══ GIVEN INFORMATION ══

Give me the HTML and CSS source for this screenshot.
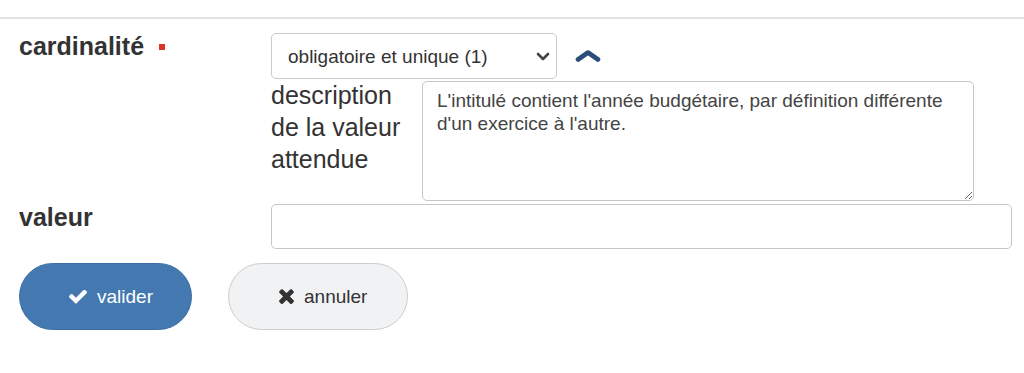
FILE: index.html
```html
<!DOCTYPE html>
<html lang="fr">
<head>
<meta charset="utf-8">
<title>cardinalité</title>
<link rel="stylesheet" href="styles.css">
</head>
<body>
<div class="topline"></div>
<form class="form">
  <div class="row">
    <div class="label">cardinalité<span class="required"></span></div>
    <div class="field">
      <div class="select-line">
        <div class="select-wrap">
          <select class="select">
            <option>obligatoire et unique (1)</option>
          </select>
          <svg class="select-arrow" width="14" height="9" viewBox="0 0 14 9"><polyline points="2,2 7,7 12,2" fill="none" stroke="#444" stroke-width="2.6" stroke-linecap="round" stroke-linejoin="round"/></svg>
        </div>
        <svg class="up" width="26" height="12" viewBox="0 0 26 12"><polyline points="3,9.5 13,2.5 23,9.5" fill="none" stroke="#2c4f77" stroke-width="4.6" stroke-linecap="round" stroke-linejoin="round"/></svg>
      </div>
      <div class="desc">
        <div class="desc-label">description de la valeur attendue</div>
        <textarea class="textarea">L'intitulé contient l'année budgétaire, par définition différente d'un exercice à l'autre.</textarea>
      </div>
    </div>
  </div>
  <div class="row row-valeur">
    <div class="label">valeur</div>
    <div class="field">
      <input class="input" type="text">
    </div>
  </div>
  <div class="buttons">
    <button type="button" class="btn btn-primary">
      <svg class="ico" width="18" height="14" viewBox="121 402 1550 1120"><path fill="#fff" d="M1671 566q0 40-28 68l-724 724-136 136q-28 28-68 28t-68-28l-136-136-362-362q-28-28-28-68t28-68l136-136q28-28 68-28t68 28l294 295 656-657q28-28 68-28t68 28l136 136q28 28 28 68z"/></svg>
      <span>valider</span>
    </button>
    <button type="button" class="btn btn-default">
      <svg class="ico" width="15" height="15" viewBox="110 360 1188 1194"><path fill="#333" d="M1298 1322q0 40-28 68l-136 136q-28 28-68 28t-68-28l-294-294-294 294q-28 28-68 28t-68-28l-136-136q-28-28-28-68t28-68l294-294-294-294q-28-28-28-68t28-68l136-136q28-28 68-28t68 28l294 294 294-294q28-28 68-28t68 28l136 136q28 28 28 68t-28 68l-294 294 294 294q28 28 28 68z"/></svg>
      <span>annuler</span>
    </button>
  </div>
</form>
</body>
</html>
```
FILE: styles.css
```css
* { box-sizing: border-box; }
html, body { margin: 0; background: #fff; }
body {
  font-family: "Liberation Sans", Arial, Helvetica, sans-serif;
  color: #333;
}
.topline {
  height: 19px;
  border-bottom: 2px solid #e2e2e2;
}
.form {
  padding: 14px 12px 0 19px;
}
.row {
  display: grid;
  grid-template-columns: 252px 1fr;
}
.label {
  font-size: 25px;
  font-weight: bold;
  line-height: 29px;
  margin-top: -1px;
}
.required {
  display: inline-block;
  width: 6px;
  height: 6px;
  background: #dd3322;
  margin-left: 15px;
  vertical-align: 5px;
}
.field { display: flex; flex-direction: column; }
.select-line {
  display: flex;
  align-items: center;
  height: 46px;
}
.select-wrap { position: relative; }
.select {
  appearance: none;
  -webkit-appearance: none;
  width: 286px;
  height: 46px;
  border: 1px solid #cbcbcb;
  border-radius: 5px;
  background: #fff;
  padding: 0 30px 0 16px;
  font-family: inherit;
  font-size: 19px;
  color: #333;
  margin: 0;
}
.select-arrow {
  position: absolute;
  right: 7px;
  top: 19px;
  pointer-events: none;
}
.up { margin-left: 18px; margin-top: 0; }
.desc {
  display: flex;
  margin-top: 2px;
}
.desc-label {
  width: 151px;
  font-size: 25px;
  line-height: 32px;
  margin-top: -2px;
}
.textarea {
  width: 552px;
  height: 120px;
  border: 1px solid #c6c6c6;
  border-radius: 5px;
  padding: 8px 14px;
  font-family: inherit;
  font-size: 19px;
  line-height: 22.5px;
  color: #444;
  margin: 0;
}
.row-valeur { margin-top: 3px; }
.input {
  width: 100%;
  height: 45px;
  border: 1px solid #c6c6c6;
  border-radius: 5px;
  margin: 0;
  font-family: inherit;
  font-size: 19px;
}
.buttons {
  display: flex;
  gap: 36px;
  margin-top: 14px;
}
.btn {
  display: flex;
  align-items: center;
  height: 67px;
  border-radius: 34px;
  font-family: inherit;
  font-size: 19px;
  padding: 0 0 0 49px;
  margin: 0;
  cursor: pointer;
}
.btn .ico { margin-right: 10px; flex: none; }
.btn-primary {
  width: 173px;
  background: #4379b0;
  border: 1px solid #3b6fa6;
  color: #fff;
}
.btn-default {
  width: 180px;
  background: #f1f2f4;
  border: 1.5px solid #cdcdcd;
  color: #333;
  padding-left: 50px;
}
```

═══

| YOUR OBJECTIVE |
Reproduce the material word for word. Any pictures should be left out of the copy.

| WORKED ANSWER |
Give me the HTML and CSS source for this screenshot.
FILE: index.html
```html
<!DOCTYPE html>
<html lang="fr">
<head>
<meta charset="utf-8">
<title>cardinalité</title>
<link rel="stylesheet" href="styles.css">
</head>
<body>
<div class="topline"></div>
<form class="form">
  <div class="row">
    <div class="label">cardinalité<span class="required"></span></div>
    <div class="field">
      <div class="select-line">
        <div class="select-wrap">
          <select class="select">
            <option>obligatoire et unique (1)</option>
          </select>
          <svg class="select-arrow" width="14" height="9" viewBox="0 0 14 9"><polyline points="2,2 7,7 12,2" fill="none" stroke="#444" stroke-width="2.6" stroke-linecap="round" stroke-linejoin="round"/></svg>
        </div>
        <svg class="up" width="26" height="12" viewBox="0 0 26 12"><polyline points="3,9.5 13,2.5 23,9.5" fill="none" stroke="#2c4f77" stroke-width="4.6" stroke-linecap="round" stroke-linejoin="round"/></svg>
      </div>
      <div class="desc">
        <div class="desc-label">description de la valeur attendue</div>
        <textarea class="textarea">L'intitulé contient l'année budgétaire, par définition différente d'un exercice à l'autre.</textarea>
      </div>
    </div>
  </div>
  <div class="row row-valeur">
    <div class="label">valeur</div>
    <div class="field">
      <input class="input" type="text">
    </div>
  </div>
  <div class="buttons">
    <button type="button" class="btn btn-primary">
      <svg class="ico" width="18" height="14" viewBox="121 402 1550 1120"><path fill="#fff" d="M1671 566q0 40-28 68l-724 724-136 136q-28 28-68 28t-68-28l-136-136-362-362q-28-28-28-68t28-68l136-136q28-28 68-28t68 28l294 295 656-657q28-28 68-28t68 28l136 136q28 28 28 68z"/></svg>
      <span>valider</span>
    </button>
    <button type="button" class="btn btn-default">
      <svg class="ico" width="15" height="15" viewBox="110 360 1188 1194"><path fill="#333" d="M1298 1322q0 40-28 68l-136 136q-28 28-68 28t-68-28l-294-294-294 294q-28 28-68 28t-68-28l-136-136q-28-28-28-68t28-68l294-294-294-294q-28-28-28-68t28-68l136-136q28-28 68-28t68 28l294 294 294-294q28-28 68-28t68 28l136 136q28 28 28 68t-28 68l-294 294 294 294q28 28 28 68z"/></svg>
      <span>annuler</span>
    </button>
  </div>
</form>
</body>
</html>
```
FILE: styles.css
```css
* { box-sizing: border-box; }
html, body { margin: 0; background: #fff; }
body {
  font-family: "Liberation Sans", Arial, Helvetica, sans-serif;
  color: #333;
}
.topline {
  height: 19px;
  border-bottom: 2px solid #e2e2e2;
}
.form {
  padding: 14px 12px 0 19px;
}
.row {
  display: grid;
  grid-template-columns: 252px 1fr;
}
.label {
  font-size: 25px;
  font-weight: bold;
  line-height: 29px;
  margin-top: -1px;
}
.required {
  display: inline-block;
  width: 6px;
  height: 6px;
  background: #dd3322;
  margin-left: 15px;
  vertical-align: 5px;
}
.field { display: flex; flex-direction: column; }
.select-line {
  display: flex;
  align-items: center;
  height: 46px;
}
.select-wrap { position: relative; }
.select {
  appearance: none;
  -webkit-appearance: none;
  width: 286px;
  height: 46px;
  border: 1px solid #cbcbcb;
  border-radius: 5px;
  background: #fff;
  padding: 0 30px 0 16px;
  font-family: inherit;
  font-size: 19px;
  color: #333;
  margin: 0;
}
.select-arrow {
  position: absolute;
  right: 7px;
  top: 19px;
  pointer-events: none;
}
.up { margin-left: 18px; margin-top: 0; }
.desc {
  display: flex;
  margin-top: 2px;
}
.desc-label {
  width: 151px;
  font-size: 25px;
  line-height: 32px;
  margin-top: -2px;
}
.textarea {
  width: 552px;
  height: 120px;
  border: 1px solid #c6c6c6;
  border-radius: 5px;
  padding: 8px 14px;
  font-family: inherit;
  font-size: 19px;
  line-height: 22.5px;
  color: #444;
  margin: 0;
}
.row-valeur { margin-top: 3px; }
.input {
  width: 100%;
  height: 45px;
  border: 1px solid #c6c6c6;
  border-radius: 5px;
  margin: 0;
  font-family: inherit;
  font-size: 19px;
}
.buttons {
  display: flex;
  gap: 36px;
  margin-top: 14px;
}
.btn {
  display: flex;
  align-items: center;
  height: 67px;
  border-radius: 34px;
  font-family: inherit;
  font-size: 19px;
  padding: 0 0 0 49px;
  margin: 0;
  cursor: pointer;
}
.btn .ico { margin-right: 10px; flex: none; }
.btn-primary {
  width: 173px;
  background: #4379b0;
  border: 1px solid #3b6fa6;
  color: #fff;
}
.btn-default {
  width: 180px;
  background: #f1f2f4;
  border: 1.5px solid #cdcdcd;
  color: #333;
  padding-left: 50px;
}
```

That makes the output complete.